**WORK TO BE COMPLETED**
Retype, exactly as they stand, the lines from the start of the data to the line that contains "</summary-card>", both ends included. Leave the pictures out.

**SOURCE EXCERPT**

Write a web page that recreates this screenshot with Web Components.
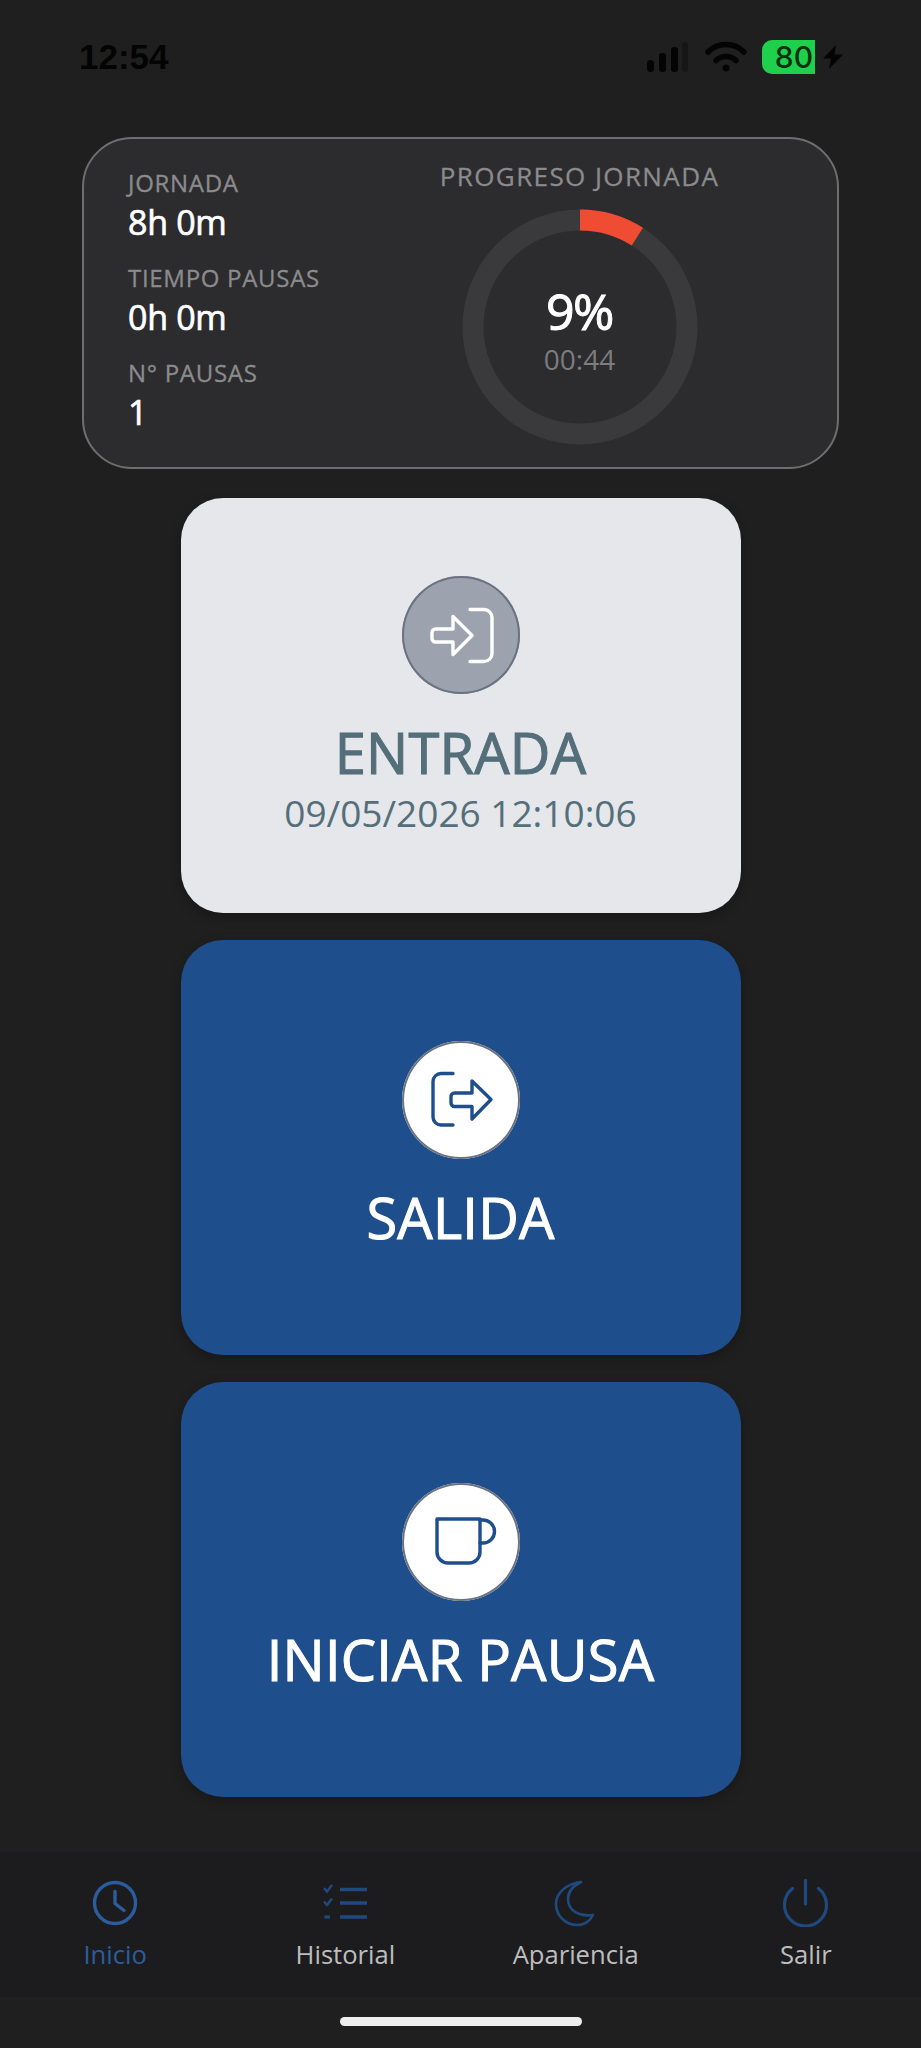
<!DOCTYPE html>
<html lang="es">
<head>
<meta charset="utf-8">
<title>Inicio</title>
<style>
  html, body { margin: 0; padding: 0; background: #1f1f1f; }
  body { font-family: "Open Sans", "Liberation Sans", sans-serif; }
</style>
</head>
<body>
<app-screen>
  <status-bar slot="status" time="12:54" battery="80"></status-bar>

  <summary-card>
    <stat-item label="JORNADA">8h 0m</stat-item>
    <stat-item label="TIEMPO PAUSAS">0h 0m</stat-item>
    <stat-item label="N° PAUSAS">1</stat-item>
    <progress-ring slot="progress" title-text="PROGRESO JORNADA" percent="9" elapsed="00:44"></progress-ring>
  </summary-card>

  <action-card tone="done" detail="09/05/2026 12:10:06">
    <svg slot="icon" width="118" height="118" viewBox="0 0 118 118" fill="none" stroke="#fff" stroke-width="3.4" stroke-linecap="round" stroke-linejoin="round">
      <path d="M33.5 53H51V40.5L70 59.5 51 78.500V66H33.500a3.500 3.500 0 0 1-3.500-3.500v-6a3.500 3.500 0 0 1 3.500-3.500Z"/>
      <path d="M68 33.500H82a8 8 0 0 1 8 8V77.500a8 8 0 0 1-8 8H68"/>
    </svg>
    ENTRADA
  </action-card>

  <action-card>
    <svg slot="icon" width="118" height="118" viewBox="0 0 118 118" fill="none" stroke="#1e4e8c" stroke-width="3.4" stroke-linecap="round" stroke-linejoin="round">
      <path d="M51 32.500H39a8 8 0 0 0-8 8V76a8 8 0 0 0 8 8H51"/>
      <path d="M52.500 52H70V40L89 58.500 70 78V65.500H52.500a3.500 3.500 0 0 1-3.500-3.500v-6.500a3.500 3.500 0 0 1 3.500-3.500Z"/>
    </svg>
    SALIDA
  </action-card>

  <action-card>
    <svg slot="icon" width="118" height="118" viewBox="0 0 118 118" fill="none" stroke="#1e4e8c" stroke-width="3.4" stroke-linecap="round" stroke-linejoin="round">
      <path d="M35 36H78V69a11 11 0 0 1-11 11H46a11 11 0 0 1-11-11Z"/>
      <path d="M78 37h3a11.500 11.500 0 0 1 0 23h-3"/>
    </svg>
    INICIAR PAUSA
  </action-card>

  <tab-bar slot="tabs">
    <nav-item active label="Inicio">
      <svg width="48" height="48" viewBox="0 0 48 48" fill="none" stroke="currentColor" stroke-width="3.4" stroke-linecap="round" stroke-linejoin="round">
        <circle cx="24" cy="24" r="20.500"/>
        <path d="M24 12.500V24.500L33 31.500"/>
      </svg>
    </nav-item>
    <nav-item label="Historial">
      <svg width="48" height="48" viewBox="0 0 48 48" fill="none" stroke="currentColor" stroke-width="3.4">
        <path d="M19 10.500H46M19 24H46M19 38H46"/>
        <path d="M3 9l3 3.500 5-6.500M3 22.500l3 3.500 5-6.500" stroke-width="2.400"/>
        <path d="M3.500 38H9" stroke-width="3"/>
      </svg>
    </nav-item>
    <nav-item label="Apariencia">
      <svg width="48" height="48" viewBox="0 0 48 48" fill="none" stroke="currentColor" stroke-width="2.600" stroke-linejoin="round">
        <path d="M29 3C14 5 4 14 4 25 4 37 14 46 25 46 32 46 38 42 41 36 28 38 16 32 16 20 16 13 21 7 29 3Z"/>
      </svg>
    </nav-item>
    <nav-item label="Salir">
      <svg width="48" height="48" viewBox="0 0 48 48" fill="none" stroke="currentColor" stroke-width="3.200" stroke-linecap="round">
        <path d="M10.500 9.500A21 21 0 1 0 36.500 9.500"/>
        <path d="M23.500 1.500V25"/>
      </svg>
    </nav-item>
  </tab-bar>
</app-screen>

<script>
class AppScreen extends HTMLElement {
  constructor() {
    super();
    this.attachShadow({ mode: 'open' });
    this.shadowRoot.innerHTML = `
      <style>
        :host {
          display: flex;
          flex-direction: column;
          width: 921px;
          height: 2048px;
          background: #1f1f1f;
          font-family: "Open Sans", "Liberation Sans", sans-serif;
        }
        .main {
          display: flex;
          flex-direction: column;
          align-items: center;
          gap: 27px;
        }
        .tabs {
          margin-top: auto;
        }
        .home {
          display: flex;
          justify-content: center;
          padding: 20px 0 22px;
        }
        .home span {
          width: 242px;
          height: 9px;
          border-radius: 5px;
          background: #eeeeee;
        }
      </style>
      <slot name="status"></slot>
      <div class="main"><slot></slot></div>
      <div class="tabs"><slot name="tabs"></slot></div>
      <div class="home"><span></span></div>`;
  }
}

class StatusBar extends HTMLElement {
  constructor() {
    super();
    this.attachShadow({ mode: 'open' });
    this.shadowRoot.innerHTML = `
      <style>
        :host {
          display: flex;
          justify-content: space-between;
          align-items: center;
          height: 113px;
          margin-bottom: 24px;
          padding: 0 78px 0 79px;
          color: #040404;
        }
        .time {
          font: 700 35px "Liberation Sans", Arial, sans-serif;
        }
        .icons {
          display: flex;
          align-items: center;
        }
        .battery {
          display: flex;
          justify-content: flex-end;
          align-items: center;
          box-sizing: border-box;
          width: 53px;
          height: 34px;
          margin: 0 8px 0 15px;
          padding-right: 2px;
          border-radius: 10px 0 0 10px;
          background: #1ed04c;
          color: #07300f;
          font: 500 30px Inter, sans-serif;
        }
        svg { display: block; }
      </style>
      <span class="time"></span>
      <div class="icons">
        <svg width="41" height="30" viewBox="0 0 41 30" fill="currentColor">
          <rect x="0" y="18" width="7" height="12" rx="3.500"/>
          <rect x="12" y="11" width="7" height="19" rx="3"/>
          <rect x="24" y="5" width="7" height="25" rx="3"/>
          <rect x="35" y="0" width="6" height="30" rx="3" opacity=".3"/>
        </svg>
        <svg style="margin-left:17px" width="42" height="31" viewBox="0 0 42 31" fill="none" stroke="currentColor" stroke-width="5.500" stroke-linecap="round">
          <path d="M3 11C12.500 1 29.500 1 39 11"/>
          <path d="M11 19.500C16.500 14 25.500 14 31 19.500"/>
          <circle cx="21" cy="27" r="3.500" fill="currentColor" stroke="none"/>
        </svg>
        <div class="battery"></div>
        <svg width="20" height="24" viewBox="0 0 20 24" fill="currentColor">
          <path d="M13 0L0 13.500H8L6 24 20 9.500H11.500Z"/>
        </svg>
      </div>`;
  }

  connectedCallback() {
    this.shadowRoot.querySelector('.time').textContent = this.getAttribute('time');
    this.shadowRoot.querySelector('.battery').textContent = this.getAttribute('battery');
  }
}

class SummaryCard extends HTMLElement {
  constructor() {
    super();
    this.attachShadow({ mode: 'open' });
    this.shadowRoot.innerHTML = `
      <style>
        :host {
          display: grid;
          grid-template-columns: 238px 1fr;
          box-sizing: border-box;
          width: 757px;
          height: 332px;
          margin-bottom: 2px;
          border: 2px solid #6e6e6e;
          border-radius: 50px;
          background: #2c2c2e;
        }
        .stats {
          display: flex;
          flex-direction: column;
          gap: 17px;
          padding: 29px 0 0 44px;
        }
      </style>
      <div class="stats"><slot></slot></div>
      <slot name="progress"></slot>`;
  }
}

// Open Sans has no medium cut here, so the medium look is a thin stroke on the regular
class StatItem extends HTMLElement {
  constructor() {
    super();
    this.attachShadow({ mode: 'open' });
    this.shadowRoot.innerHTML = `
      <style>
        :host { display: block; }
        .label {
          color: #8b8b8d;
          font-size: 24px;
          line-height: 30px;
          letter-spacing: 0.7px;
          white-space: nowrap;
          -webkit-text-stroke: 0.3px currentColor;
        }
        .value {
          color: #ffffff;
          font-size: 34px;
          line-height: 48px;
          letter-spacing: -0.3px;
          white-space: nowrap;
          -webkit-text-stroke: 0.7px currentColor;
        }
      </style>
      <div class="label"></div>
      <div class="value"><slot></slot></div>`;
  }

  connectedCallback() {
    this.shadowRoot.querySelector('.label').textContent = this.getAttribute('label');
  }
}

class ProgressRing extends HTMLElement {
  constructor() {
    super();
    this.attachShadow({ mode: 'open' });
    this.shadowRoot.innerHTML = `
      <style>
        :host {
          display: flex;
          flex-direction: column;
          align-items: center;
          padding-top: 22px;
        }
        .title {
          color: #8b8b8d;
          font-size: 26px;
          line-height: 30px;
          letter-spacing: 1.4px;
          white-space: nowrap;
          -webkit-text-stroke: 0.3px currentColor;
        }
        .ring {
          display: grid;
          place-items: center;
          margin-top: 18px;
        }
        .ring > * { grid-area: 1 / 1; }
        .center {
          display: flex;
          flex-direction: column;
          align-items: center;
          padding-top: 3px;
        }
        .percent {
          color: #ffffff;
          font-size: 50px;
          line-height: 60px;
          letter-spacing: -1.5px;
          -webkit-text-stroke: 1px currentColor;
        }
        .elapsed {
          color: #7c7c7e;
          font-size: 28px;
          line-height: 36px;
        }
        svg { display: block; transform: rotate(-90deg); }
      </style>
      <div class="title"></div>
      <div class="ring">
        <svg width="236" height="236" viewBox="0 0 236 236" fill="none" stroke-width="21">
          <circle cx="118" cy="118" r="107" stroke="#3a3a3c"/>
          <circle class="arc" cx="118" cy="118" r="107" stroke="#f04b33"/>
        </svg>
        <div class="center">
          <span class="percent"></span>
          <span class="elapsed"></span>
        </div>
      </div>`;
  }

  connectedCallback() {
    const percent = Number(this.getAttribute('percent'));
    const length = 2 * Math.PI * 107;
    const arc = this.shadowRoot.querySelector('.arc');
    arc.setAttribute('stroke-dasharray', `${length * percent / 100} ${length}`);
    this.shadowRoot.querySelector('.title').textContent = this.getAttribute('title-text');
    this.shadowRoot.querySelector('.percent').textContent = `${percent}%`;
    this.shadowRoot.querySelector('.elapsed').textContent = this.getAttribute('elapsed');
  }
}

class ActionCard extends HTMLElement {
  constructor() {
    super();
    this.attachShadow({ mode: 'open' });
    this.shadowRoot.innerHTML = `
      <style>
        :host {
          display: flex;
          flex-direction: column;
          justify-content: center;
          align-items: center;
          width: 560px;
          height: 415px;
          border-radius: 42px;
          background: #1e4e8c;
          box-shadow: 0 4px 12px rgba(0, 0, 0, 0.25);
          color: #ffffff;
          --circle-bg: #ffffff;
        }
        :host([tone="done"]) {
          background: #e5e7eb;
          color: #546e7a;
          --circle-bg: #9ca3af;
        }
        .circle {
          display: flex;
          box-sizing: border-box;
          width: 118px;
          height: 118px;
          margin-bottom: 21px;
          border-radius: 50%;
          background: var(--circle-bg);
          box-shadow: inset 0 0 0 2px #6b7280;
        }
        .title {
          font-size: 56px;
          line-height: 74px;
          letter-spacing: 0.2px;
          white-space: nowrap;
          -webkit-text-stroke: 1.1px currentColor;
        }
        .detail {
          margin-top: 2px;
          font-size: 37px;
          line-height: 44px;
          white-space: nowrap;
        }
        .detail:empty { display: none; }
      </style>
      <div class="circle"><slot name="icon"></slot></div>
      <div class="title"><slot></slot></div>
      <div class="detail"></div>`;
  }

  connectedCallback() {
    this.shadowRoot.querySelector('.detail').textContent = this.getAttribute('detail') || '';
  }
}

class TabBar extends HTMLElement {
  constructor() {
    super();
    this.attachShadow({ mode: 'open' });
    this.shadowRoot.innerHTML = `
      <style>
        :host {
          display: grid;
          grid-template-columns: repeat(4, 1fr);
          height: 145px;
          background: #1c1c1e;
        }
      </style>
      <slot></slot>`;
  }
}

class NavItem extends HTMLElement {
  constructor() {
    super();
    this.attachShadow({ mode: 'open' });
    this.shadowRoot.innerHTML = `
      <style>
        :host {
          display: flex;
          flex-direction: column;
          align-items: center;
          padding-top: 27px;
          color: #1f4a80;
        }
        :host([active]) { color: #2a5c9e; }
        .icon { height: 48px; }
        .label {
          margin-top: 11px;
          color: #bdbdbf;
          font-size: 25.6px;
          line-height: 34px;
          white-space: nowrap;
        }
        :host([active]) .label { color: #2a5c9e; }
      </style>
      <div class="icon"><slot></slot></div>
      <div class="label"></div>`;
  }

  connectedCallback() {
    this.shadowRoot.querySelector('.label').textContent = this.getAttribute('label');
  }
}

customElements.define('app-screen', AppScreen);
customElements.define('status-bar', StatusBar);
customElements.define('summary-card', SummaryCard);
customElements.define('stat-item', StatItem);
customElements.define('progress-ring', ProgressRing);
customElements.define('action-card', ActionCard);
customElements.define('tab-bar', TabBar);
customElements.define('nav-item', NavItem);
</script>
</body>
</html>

**RESULT FOR THIS TASK**
Write a web page that recreates this screenshot with Web Components.
<!DOCTYPE html>
<html lang="es">
<head>
<meta charset="utf-8">
<title>Inicio</title>
<style>
  html, body { margin: 0; padding: 0; background: #1f1f1f; }
  body { font-family: "Open Sans", "Liberation Sans", sans-serif; }
</style>
</head>
<body>
<app-screen>
  <status-bar slot="status" time="12:54" battery="80"></status-bar>

  <summary-card>
    <stat-item label="JORNADA">8h 0m</stat-item>
    <stat-item label="TIEMPO PAUSAS">0h 0m</stat-item>
    <stat-item label="N° PAUSAS">1</stat-item>
    <progress-ring slot="progress" title-text="PROGRESO JORNADA" percent="9" elapsed="00:44"></progress-ring>
  </summary-card>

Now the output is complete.